Supreme Court Review: 2008-2009 Docket
The McCormick Freedom Museum hosted an intellectually stimulating round table discussion on the Supreme Court’s 2008-2009 term on July 30th at the Loyola University Law School. Gretchen Helfrich, formerly of NPR's Odyssey program, moderated the program, which featured two erudite lawyers and professors considered to be "giants" in their fields: Geoffrey Stone, former Dean of Law and Provost of the University of Chicago Law School, who now teaches First Amendment laws, and Oxford-educated Richard Epstein, who specializes in property rights. The two experts delved into specifics related to the most important Supreme Court cases of the last docket of 2008-2009, as well as their larger social significance. The subjects discussed included some of the most controversial issues impacting American citizens: whether affirmative action can be used in hiring or job promotions, whether freedom of speech laws allow cruel movies of dogfights to be distributed, and whether evidence can be used if it is obtained through "police misconduct."
One of the most interesting cases discussed was Ricci v. DeStefano, considered a landmark ruling by some. In a conservative vs. liberal arm-wrestle, the Supreme Court ruled 5-4 in favor of a group of New Haven white firefighters, striking down the 2nd Circuit’s affirmation of the city’s refusal to promote them. The court determined that the white firefighters, whose test scores were thrown out because of reported racial disparity, were being oppressed. According to Epstein, this ruling was "over the top." He added that the "equal protection clause of the 14th Amendment needs discretion" and lamented the fact that attackers only had to show incongruence and disparity, not intent of disparity. Stone pointed out that it's usually the liberals who make the case of disparate impact in support of affirmative action; according to him, conservatives turned the tables in this case, using arguments that they normally abhor. A footnote on this case is that then Judge Sonia Sotomayor was one of the federal appeals court judges who sided with the city in its desire to throw out the test scores to avoid lawsuits by minority firefighters.
The next case under discussion, one which has not yet been heard, US v. Stevens, will focus on whether videos of dog fights are protected by freedom of speech. The positions to be argued are whether these violent videos are simply entertainment, or whether they are inciting violence. The panelists agreed that the ruling will most likely be 5-4 with Justice Anthony Kennedy being the swing voter.

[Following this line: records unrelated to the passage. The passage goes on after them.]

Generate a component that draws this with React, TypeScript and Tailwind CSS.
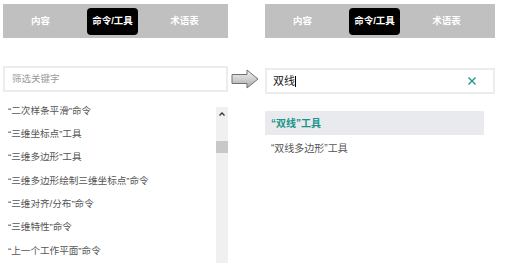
import React from 'react';

const font = { fontFamily: '"Liberation Sans", "Noto Sans CJK SC", sans-serif' };

const tabs = ['内容', '命令/工具', '术语表'];

const leftItems = [
  '“二次样条平滑”命令',
  '“三维坐标点”工具',
  '“三维多边形”工具',
  '“三维多边形绘制三维坐标点”命令',
  '“三维对齐/分布”命令',
  '“三维特性”命令',
  '“上一个工作平面”命令',
];

const TabBar: React.FC = () => (
  <div className="flex items-center h-[34px] bg-[#c0c0c0] pl-[12px] gap-[21px]">
    {tabs.map((t) => (
      <div
        key={t}
        className={`w-[51px] h-[27px] flex items-center justify-center rounded-[4px] text-[9.5px] font-bold text-white ${
          t === '命令/工具' ? 'bg-black' : ''
        }`}
      >
        {t}
      </div>
    ))}
  </div>
);

const Arrow: React.FC = () => (
  <svg width="28" height="20" viewBox="0 0 28 20">
    <defs>
      <linearGradient id="ag" x1="0" y1="0" x2="0" y2="1">
        <stop offset="0" stopColor="#f2f2f2" />
        <stop offset="0.5" stopColor="#d0d0d0" />
        <stop offset="1" stopColor="#a8a8a8" />
      </linearGradient>
    </defs>
    <path
      d="M1 5.5 H16 V1 L27 10 L16 19 V14.5 H1 Z"
      fill="url(#ag)"
      stroke="#707070"
      strokeWidth="1"
      strokeLinejoin="round"
    />
  </svg>
);

export default function App() {
  return (
    <div className="w-[505px] h-[276px] bg-white overflow-hidden flex pt-[4px] pl-[3px]" style={font}>
      {/* left panel */}
      <div className="w-[225px] flex flex-col">
        <TabBar />
        <div className="mt-[28px] h-[26px] border-2 border-[#ececec] flex items-center px-[7px] text-[9.5px] text-[#9a9a9a]">
          筛选关键字
        </div>
        <div className="flex mt-[7px]">
          <div className="flex-1 flex flex-col pl-[5px]">
            {leftItems.map((it) => (
              <div key={it} className="h-[23.4px] flex items-center text-[9.6px] text-[#555]">
                {it}
              </div>
            ))}
          </div>
          <div className="w-[12px] h-[156px] mt-[8px] bg-[#f0f0f0] flex flex-col items-center">
            <svg width="8" height="6" viewBox="0 0 8 6" className="mt-[4px]">
              <path d="M1.5 4.5 L4 2 L6.5 4.5" fill="none" stroke="#333" strokeWidth="1.3" />
            </svg>
            <div className="w-[12px] h-[12px] bg-[#c8c8c8] mt-[24px]" />
          </div>
        </div>
      </div>

      {/* arrow */}
      <div className="w-[37px] pl-[3px] pt-[65px]">
        <Arrow />
      </div>

      {/* right panel */}
      <div className="w-[230px] flex flex-col">
        <div className="h-[35px]">
          <TabBar />
        </div>
        <div className="mt-[29px] h-[26px] border-2 border-[#ececec] flex items-center justify-between px-[6px] text-[11px] text-[#222]">
          <span>
            双线<span className="inline-block w-px h-[11px] bg-black align-middle" />
          </span>
          <svg width="10" height="10" viewBox="0 0 10 10" className="mr-[10px]">
            <path d="M1.5 1.5 L8.5 8.5 M8.5 1.5 L1.5 8.5" stroke="#1b9a8c" strokeWidth="1.4" />
          </svg>
        </div>
        <div className="mt-[17px] w-[219px] h-[24px] bg-[#e9eaed] flex items-center px-[6px] text-[10px] font-bold text-[#17958a]">
          “双线”工具
        </div>
        <div className="h-[26px] flex items-center px-[6px] text-[10px] text-[#555]">
          “双线多边形”工具
        </div>
      </div>
    </div>
  );
}
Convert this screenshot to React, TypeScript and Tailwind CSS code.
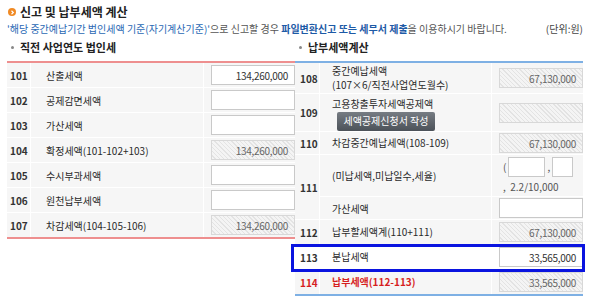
const hatch =
  "bg-[repeating-linear-gradient(45deg,#f4f4f4_0px,#f4f4f4_2px,#e3e3e3_2px,#e3e3e3_3px)]";

function Field({ value, disabled }: { value?: string; disabled?: boolean }) {
  return (
    <div
      className={`flex h-[20px] w-[84px] items-center justify-end border pr-[6px] text-[10px] tracking-[-0.3px] ${
        disabled ? `border-[#d8d8d8] text-[#666] ${hatch}` : "border-[#c9c9c9] bg-white text-[#333]"
      }`}
    >
      {value}
    </div>
  );
}

type Row = { no: string; label: string; value?: string; disabled?: boolean };

const prevYear: Row[] = [
  { no: "101", label: "산출세액", value: "134,260,000" },
  { no: "102", label: "공제감면세액" },
  { no: "103", label: "가산세액" },
  { no: "104", label: "확정세액(101-102+103)", value: "134,260,000", disabled: true },
  { no: "105", label: "수시부과세액" },
  { no: "106", label: "원천납부세액" },
  { no: "107", label: "차감세액(104-105-106)", value: "134,260,000", disabled: true },
];

function SectionTitle({ children }: { children: string }) {
  return (
    <div className="flex h-[20px] items-center pl-[4px] text-[11px] font-bold text-[#222]">
      <span className="mr-[6px] h-[3px] w-[3px] rounded-full bg-[#888]" />
      {children}
    </div>
  );
}

function LeftTable() {
  return (
    <div className="w-[290px]">
      <SectionTitle>직전 사업연도 법인세</SectionTitle>
      <div className="mt-[4px] border-y-2 border-[#ee8f8f]">
        {prevYear.map((r) => (
          <div key={r.no} className="flex h-[25px] border-b border-white bg-[#f6f6f6] last:h-[24px] last:border-b-0">
            <div className="flex w-[24px] items-center border-r border-white pl-[3px] text-[10px] font-bold text-[#333]">
              {r.no}
            </div>
            <div className="flex w-[173px] items-center border-r border-white pl-[15px] text-[10px] text-[#2a2a2a]">
              {r.label}
            </div>
            <div className="flex flex-1 items-center pl-[7px]">
              <Field value={r.value} disabled={r.disabled} />
            </div>
          </div>
        ))}
      </div>
    </div>
  );
}

function RCell({
  no,
  h,
  children,
  field,
  red,
  white,
}: {
  no: string;
  h: string;
  children: React.ReactNode;
  field: React.ReactNode;
  red?: boolean;
  white?: boolean;
}) {
  return (
    <div className={`flex ${h} border-b border-white ${white ? "bg-white" : "bg-[#f6f6f6]"}`}>
      <div
        className={`flex w-[25px] items-center border-r border-white pl-[5px] text-[10px] font-bold ${
          red ? "text-[#d61f1f]" : "text-[#333]"
        }`}
      >
        {no}
      </div>
      <div
        className={`flex w-[172px] flex-col justify-center border-r border-white pl-[12px] text-[10px] leading-[14px] ${
          red ? "font-bold text-[#d61f1f]" : "text-[#2a2a2a]"
        }`}
      >
        {children}
      </div>
      <div className="flex flex-1 items-center pl-[7px]">{field}</div>
    </div>
  );
}

function RightTable() {
  return (
    <div className="w-[290px]">
      <SectionTitle>납부세액계산</SectionTitle>
      <div className="mt-[4px] border-y-2 border-[#7eb0e4]">
        <RCell no="108" h="h-[31px]" field={<Field value="67,130,000" disabled />}>
          <span>중간예납세액</span>
          <span>(107×6/직전사업연도월수)</span>
        </RCell>
        <RCell no="109" h="h-[38px]" field={<Field disabled />}>
          <span className="mt-[2px]">고용창출투자세액공제액</span>
          <span className="mt-[1px] ml-[5px] flex h-[19px] w-[98px] items-center justify-center rounded-[2px] bg-gradient-to-b from-[#767c83] to-[#4c5259] text-[10px] text-white">
            세액공제신청서 작성
          </span>
        </RCell>
        <RCell no="110" h="h-[23px]" field={<Field value="67,130,000" disabled />}>
          차감중간예납세액(108-109)
        </RCell>
        <div className="flex h-[65px] border-b border-white bg-[#f6f6f6]">
          <div className="flex w-[25px] items-center border-r border-white pl-[5px] text-[10px] font-bold text-[#333]">
            111
          </div>
          <div className="flex flex-1 flex-col">
            <div className="flex h-[42px] border-b border-white">
              <div className="flex w-[172px] items-center border-r border-white pl-[12px] text-[10px] text-[#2a2a2a]">
                (미납세액,미납일수,세율)
              </div>
              <div className="flex flex-1 flex-col pl-[11px] pt-[1px] text-[10px] text-[#555]">
                <div className="flex h-[21px] items-center">
                  <span className="mr-[2px]">(</span>
                  <span className="h-[20px] w-[37px] border border-[#c9c9c9] bg-white" />
                  <span className="mx-[2px]">,</span>
                  <span className="h-[20px] w-[21px] border border-[#c9c9c9] bg-white" />
                </div>
                <div className="mt-[3px] flex h-[13px] items-center">,&nbsp; 2.2/10,000</div>
              </div>
            </div>
            <div className="flex h-[22px]">
              <div className="flex w-[172px] items-center border-r border-white pl-[12px] text-[10px] text-[#2a2a2a]">
                가산세액
              </div>
              <div className="flex flex-1 items-center pl-[7px]">
                <Field />
              </div>
            </div>
          </div>
        </div>
        <RCell no="112" h="h-[25px]" field={<Field value="67,130,000" disabled />}>
          납부할세액계(110+111)
        </RCell>
        <div className="relative">
          <RCell no="113" h="h-[25px]" white field={<Field value="33,565,000" />}>
            분납세액
          </RCell>
          <div className="absolute -top-[1px] -bottom-[2px] -left-[4px] -right-[2px] border-[3px] border-[#0a14e0]" />
        </div>
        <RCell no="114" h="h-[24px] border-b-0" red field={<Field value="33,565,000" disabled />}>
          납부세액(112-113)
        </RCell>
      </div>
    </div>
  );
}

export default function App() {
  return (
    <div className="h-[297px] w-[590px] bg-white px-[7px] pt-[4px] font-['Noto_Sans_CJK_KR',sans-serif]">
      <div className="flex h-[16px] items-center gap-[4px] pl-[1px]">
        <span className="flex h-[8px] w-[8px] items-center justify-center rounded-full bg-[#f08a24]">
          <svg width="5" height="5" viewBox="0 0 5 5">
            <path d="M1.5 0.8 L3.3 2.5 L1.5 4.2" stroke="white" strokeWidth="1.2" fill="none" />
          </svg>
        </span>
        <span className="text-[12px] font-bold text-[#222]">신고 및 납부세액 계산</span>
      </div>
      <div className="flex h-[17px] items-center justify-between text-[10px]">
        <p className="text-[#555]">
          <span className="text-[#2a68b4]">'해당 중간예납기간 법인세액 기준(자기계산기준)'</span>으로 신고할 경우{" "}
          <span className="font-bold text-[#1d5aa6]">파일변환신고 또는 세무서 제출</span>을 이용하시기 바랍니다.
        </p>
        <span className="text-[#444]">(단위:원)</span>
      </div>
      <div className="flex items-start">
        <LeftTable />
        <RightTable />
      </div>
    </div>
  );
}
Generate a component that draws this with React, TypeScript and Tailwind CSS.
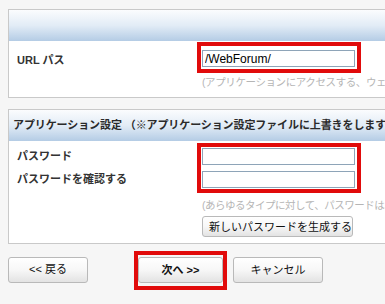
import React from "react";

const font = "font-['Liberation_Sans','Noto_Sans_CJK_JP',sans-serif]";

function Field({ value }: { value?: string }) {
  return (
    <input
      readOnly
      value={value ?? ""}
      className={`block h-[17px] w-[153px] border border-[#8ea4b8] bg-white px-[2px] text-[12px] leading-[15px] text-black outline-none ${font}`}
    />
  );
}

function Panel({ title, children }: { title: string; children: React.ReactNode }) {
  return (
    <div className="w-[560px] border border-[#c9c9c9] bg-white">
      <div className="flex h-[31px] items-center bg-gradient-to-b from-[#fbfcfe] via-[#e2ecf6] to-[#b4cce5] px-[4px] text-[11px] font-bold tracking-[-0.1px] text-[#2a2a2a] whitespace-nowrap">
        {title}
      </div>
      {children}
    </div>
  );
}

function Button({ label, bold, w }: { label: string; bold?: boolean; w: string }) {
  return (
    <button
      className={`h-[26px] ${w} rounded-[3px] border border-[#b9b9b9] bg-gradient-to-b from-white via-[#f7f7f7] to-[#e3e3e3] text-[11px] text-[#111] ${bold ? "font-bold" : ""}`}
    >
      {label}
    </button>
  );
}

export default function App() {
  return (
    <div className={`h-[304px] w-[385px] overflow-hidden bg-[#f6f6f6] ${font}`}>
      <div className="pl-[8px] pt-[9px]">
        <Panel title="">
          <div className="flex pt-[9px] pb-[6px]">
            <div className="w-[193px] pl-[8px] pt-[2px] text-[11px] font-bold text-[#333]">URL パス</div>
            <div>
              <div className="relative w-[153px]">
                <span className="pointer-events-none absolute -left-[5px] -top-[8px] -right-[6px] -bottom-[6px] border-[4px] border-[#e10b0b]" />
                <Field value="/WebForum/" />
              </div>
              <div className="mt-[8px] whitespace-nowrap text-[10.5px] tracking-[-0.4px] text-[#b5b5b5]">
                (アプリケーションにアクセスする、ウェブブラウザのURL)
              </div>
            </div>
          </div>
        </Panel>

        <div className="mt-[11px]">
          <Panel title="アプリケーション設定 （※アプリケーション設定ファイルに上書きをします）">
            <div className="flex pt-[7px] pb-[5px]">
              <div className="w-[193px] pl-[8px] text-[11px] font-bold text-[#333]">
                <div className="h-[23px]">パスワード</div>
                <div className="h-[23px]">パスワードを確認する</div>
              </div>
              <div>
                <div className="relative flex w-[153px] flex-col gap-[6px]">
                  <span className="pointer-events-none absolute -left-[5px] -top-[5px] -right-[6px] -bottom-[5px] border-[4px] border-[#e10b0b]" />
                  <Field />
                  <Field />
                </div>
                <div className="mt-[10px] whitespace-nowrap text-[10.5px] tracking-[-0.5px] text-[#b5b5b5]">
                  (あらゆるタイプに対して、パスワードは、最低6文字)
                </div>
                <button className="mt-[1px] h-[21px] w-[151px] rounded-[3px] border border-[#b9b9b9] bg-gradient-to-b from-white via-[#f7f7f7] to-[#e3e3e3] text-left pl-[6px] text-[11px] text-[#111]">
                  新しいパスワードを生成する
                </button>
              </div>
            </div>
          </Panel>
        </div>

        <div className="mt-[13px] flex items-start">
          <Button label="<< 戻る" w="w-[80px]" />
          <div className="relative ml-[50px]">
            <span className="pointer-events-none absolute -left-[4px] -top-[6px] -right-[4px] -bottom-[7px] border-[4px] border-[#e10b0b]" />
            <Button label="次へ >>" bold w="w-[85px]" />
          </div>
          <div className="ml-[10px]">
            <Button label="キャンセル" w="w-[90px]" />
          </div>
        </div>
      </div>
    </div>
  );
}
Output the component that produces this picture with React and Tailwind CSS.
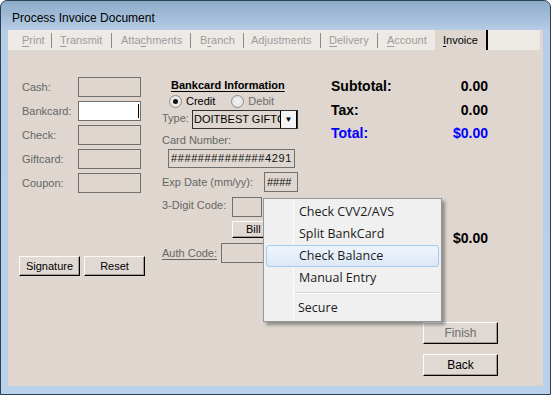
import React from "react";

const tabs = [
  { pre: "", key: "P", post: "rint", w: "w-[37px]", pl: "pl-[8px]" },
  { pre: "", key: "T", post: "ransmit", w: "w-[59px]", pl: "pl-[8px]" },
  { pre: "Atta", key: "c", post: "hments", w: "w-[78px]", pl: "pl-[9px]" },
  { pre: "B", key: "r", post: "anch", w: "w-[52px]", pl: "pl-[9px]" },
  { pre: "Ad", key: "j", post: "ustments", w: "w-[76px]", pl: "pl-[7px]" },
  { pre: "", key: "D", post: "elivery", w: "w-[56px]", pl: "pl-[8px]" },
  { pre: "", key: "A", post: "ccount", w: "w-[57px]", pl: "pl-[9px]" },
];

const payRows = ["Cash:", "Bankcard:", "Check:", "Giftcard:", "Coupon:"];

const menuItems = [
  { label: "Check CVV2/AVS" },
  { label: "Split BankCard" },
  { label: "Check Balance", hot: true },
  { label: "Manual Entry" },
];

// classic 3d winforms button
const Btn = ({ children, className = "", disabled }) => (
  <button
    className={
      "flex items-center justify-center bg-[#e0d9d3] border border-t-[#fbfaf9] border-l-[#fbfaf9] border-r-black border-b-black shadow-[inset_-1px_-1px_0_#a39c95] " +
      (disabled ? "text-[#6d6d6d] " : "text-black ") +
      className
    }
  >
    {children}
  </button>
);

const Box = ({ className = "", children }) => (
  <div className={"border border-[#707070] bg-[#ded6cf] overflow-hidden whitespace-nowrap " + className}>
    {children}
  </div>
);

const Radio = ({ checked, label, disabled }) => (
  <div className="flex items-center">
    <span className="w-[13px] h-[13px] rounded-full border border-[#8e8f8f] bg-[radial-gradient(circle,#f4f4f4_0%,#dcdcdc_100%)] flex items-center justify-center">
      {checked && <span className="w-[5px] h-[5px] rounded-full bg-[#111]" />}
    </span>
    <span className={"ml-[4px] " + (disabled ? "text-[#6d6d6d]" : "text-black")}>{label}</span>
  </div>
);

export default function App() {
  return (
    <div className="w-[551px] h-[395px] flex flex-col rounded-t-[7px] border border-[#2c4054] bg-[linear-gradient(to_bottom,#8eabca_0px,#b6cde6_30px,#b9d1ea_100%)] overflow-hidden font-['Liberation_Sans',Arial,sans-serif] text-[11px]">
      {/* title bar */}
      <div className="h-[29px] pl-[11px] pt-[5px] flex items-center text-[12px] text-black shrink-0">
        Process Invoice Document
      </div>

      {/* client area */}
      <div className="mx-[7px] mb-[8px] flex-1 flex flex-col bg-[#ded6cf]">
        {/* tab strip */}
        <div className="h-[20px] mr-[3px] bg-[#ede9e5] flex items-center pl-[6px] shrink-0">
          {tabs.map((t, i) => (
            <React.Fragment key={i}>
              <span className={t.w + " " + t.pl + " text-[#9d9d9d] whitespace-nowrap"}>
                {t.pre}
                <span className="underline underline-offset-[2px]">{t.key}</span>
                {t.post}
              </span>
              {i < tabs.length - 1 && <span className="w-px h-[15px] bg-[#8a8a8a]" />}
            </React.Fragment>
          ))}
          <span className="w-[53px] h-full pl-[8px] bg-[#ded6cf] border-r-2 border-black flex items-center text-black">
            <span className="underline underline-offset-[2px]">I</span>nvoice
          </span>
        </div>

        {/* form body */}
        <div className="relative flex-1 flex">
          {/* payment column */}
          <div className="ml-[11px] w-[127px] pt-[27px] flex flex-col gap-[4px]">
            {payRows.map((r, i) => (
              <div key={r} className="flex items-center h-[20px]">
                <span className="ml-[3px] w-[56px] text-[#666]">{r}</span>
                {i === 1 ? (
                  <div className="w-[63px] h-[20px] border border-[#707070] bg-white relative">
                    <span className="absolute right-[1px] top-[2px] w-px h-[14px] bg-black" />
                  </div>
                ) : (
                  <Box className="w-[63px] h-[20px]" />
                )}
              </div>
            ))}
            <div className="flex gap-[4px] mt-[59px]">
              <Btn className="w-[61px] h-[20px]">Signature</Btn>
              <Btn className="w-[61px] h-[20px]">Reset</Btn>
            </div>
          </div>

          {/* bankcard column */}
          <div className="ml-[16px] w-[136px] pt-[27px] flex flex-col">
            <div className="h-[14px] pl-[9px] font-bold underline underline-offset-[2px] text-black whitespace-nowrap">
              Bankcard Information
            </div>
            <div className="h-[14px] mt-[3px] pl-[7px] flex items-center gap-[16px]">
              <Radio checked label="Credit" />
              <Radio disabled label="Debit" />
            </div>
            <div className="h-[19px] mt-[2px] flex items-center">
              <span className="w-[30px] text-[#666] -mt-[3px]">Type:</span>
              <div className="flex-1 h-[19px] border border-[#303030] flex items-center overflow-hidden">
                <span className="w-[88px] pl-[1px] text-black whitespace-nowrap overflow-hidden">DOITBEST GIFTC</span>
                <span className="w-[17px] h-full border-l border-r border-black bg-[#f4f4f4] flex items-center justify-center text-[8px] text-black">
                  ▼
                </span>
              </div>
            </div>
            <div className="h-[14px] mt-[4px] text-[#666] flex items-center">Card Number:</div>
            <Box className="mt-[2px] ml-[6px] w-[127px] h-[19px] flex items-center pl-[2px] text-[#111] tracking-[0.6px]">
              ##############4291
            </Box>
            <div className="h-[20px] mt-[4px] flex items-center justify-between">
              <span className="text-[#666]">Exp Date (mm/yy):</span>
              <Box className="w-[34px] h-[20px] flex items-center pl-[2px] text-[#111]">####</Box>
            </div>
            <div className="h-[20px] mt-[5px] flex items-center">
              <span className="w-[70px] text-[#666] -mt-[3px]">3-Digit Code:</span>
              <Box className="w-[30px] h-[20px]" />
            </div>
            <div className="h-[17px] mt-[4px] pl-[70px] flex">
              <Btn className="w-[60px] h-[17px] !justify-start pl-[13px]">Bill</Btn>
            </div>
            <div className="h-[20px] mt-[5px] flex items-center">
              <span className="w-[59px] text-[#666] underline underline-offset-[2px]">Auth Code:</span>
              <Box className="w-[77px] h-[20px]" />
            </div>
          </div>

          {/* totals column */}
          <div className="ml-[33px] w-[167px] pt-[28px] flex flex-col font-bold text-[14px] leading-[16px]">
            <div className="w-[157px] flex justify-between text-black">
              <span>Subtotal:</span>
              <span>0.00</span>
            </div>
            <div className="w-[157px] mt-[8px] flex justify-between text-black">
              <span>Tax:</span>
              <span>0.00</span>
            </div>
            <div className="w-[157px] mt-[7px] flex justify-between text-[#0000ff]">
              <span>Total:</span>
              <span>$0.00</span>
            </div>
            <div className="w-[157px] mt-[89px] flex justify-end text-black">
              <span>$0.00</span>
            </div>
            <Btn disabled className="self-end w-[75px] h-[22px] mt-[76px] font-normal text-[12px]">
              Finish
            </Btn>
            <Btn className="self-end w-[75px] h-[22px] mt-[10px] font-normal text-[12px]">Back</Btn>
          </div>

          {/* context menu */}
          <div className="absolute left-[255px] top-[148px] w-[179px] h-[124px] bg-[#f0f0f0] border border-[#979797] shadow-[3px_3px_3px_rgba(0,0,0,0.35)] py-[2px] font-['Open_Sans','Noto_Sans',sans-serif] text-[12.5px] text-[#1b1b1b]">
            <span className="absolute left-[29px] top-[2px] bottom-[2px] w-px bg-[#e2e3e3] border-r border-white" />
            {menuItems.map((m) => (
              <div
                key={m.label}
                className={
                  "relative h-[22px] mx-[2px] flex items-center pl-[32px] " +
                  (m.hot
                    ? "rounded-[3px] border border-[#a9c9ef] bg-[linear-gradient(to_bottom,#eef4fc,#dde8f6)]"
                    : "border border-transparent")
                }
              >
                {m.label}
              </div>
            ))}
            <div className="relative ml-[31px] mr-[2px] my-[3px] h-[2px] border-t border-[#d7d7d7] border-b border-b-white" />
            <div className="relative h-[22px] mx-[2px] flex items-center pl-[32px]">Secure</div>
          </div>
        </div>
      </div>
    </div>
  );
}
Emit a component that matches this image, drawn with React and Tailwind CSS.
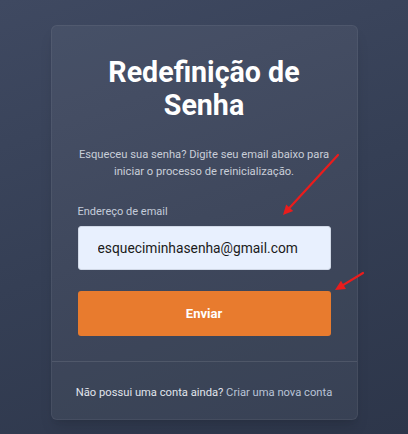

In Herring v. United States, the Supreme Court ruled again in a divisive split-5-4, with Kennedy as the swing voter-in favor of police, even if evidence is obtained through police misconduct. This is quite significant, since it overturns the "exclusionary rule" that forbids this type of evidence to be used against the defendant. The 4th Amendment, which decries "unlawful searches and seizures," was on the scales in this decision. The conservative wing of the Supreme Court Justices Samuel Alito, John Roberts, Clarence Thomas and Antonin Scalia, with Kennedy following them-stated that their majority ruling did not pertain to "deliberate, reckless and grossly negligent conduct," which, according to them, was when the "exclusionary rule" could be used. They considered the case at hand, which dealt with an alleged outstanding warrant (in fact, there was none) being used against a man whose car was searched. In the search, the police found methamphetamine and a gun. The Supreme Court allowed the evidence to be used, even though there had been police misconduct. This is a very significant ruling which will provide police with significantly more leeway.
On a broader scale, the two law experts stated that the four conservatives mentioned above are in constant battle with the four liberals-Ruth Bader Ginsburg, John Paul Stevens, Stephen Breyer and David Souter (now replaced by Sotomayor). Kennedy is in his own sphere. It was observed that one can't help but wonder at the colossal power that Kennedy has over the Supreme Court-and therefore over the country.
As the senator from Arizona and 2008 Republican Presidential Candidate, John McCain, once said, "Elections have consequences." He was absolutely right considering the presidential election and re-election of George W. Bush. He was given the auspicious opportunity to appoint two more Justices to the Supreme Court and did---two solid conservatives, Roberts and Alito. On the flip side, President Barack Obama has been able to nominate Judge Sonia Sotomayor due to the retirement of Judge David Souter. The next election, in 2012, will be critical. Landmark and controversial cases, like Roe v. Wade (1973), are at stake. If a Republican wins the presidency, then she or he will be able to nominate and eventually appoint one to several justices to an aging Court. . For now, though, Kennedy is the crucial swing voter in such divisive issues. For the most part, he has sided with the conservatives on those issues. If, however, Obama or some other Democrat wins reelection, then the Supreme Court will mostly likely stay in a partisan deadlock, at least until more conservative Justices are gone, since Ginsburg and Stevens are most likely the next ones to retire.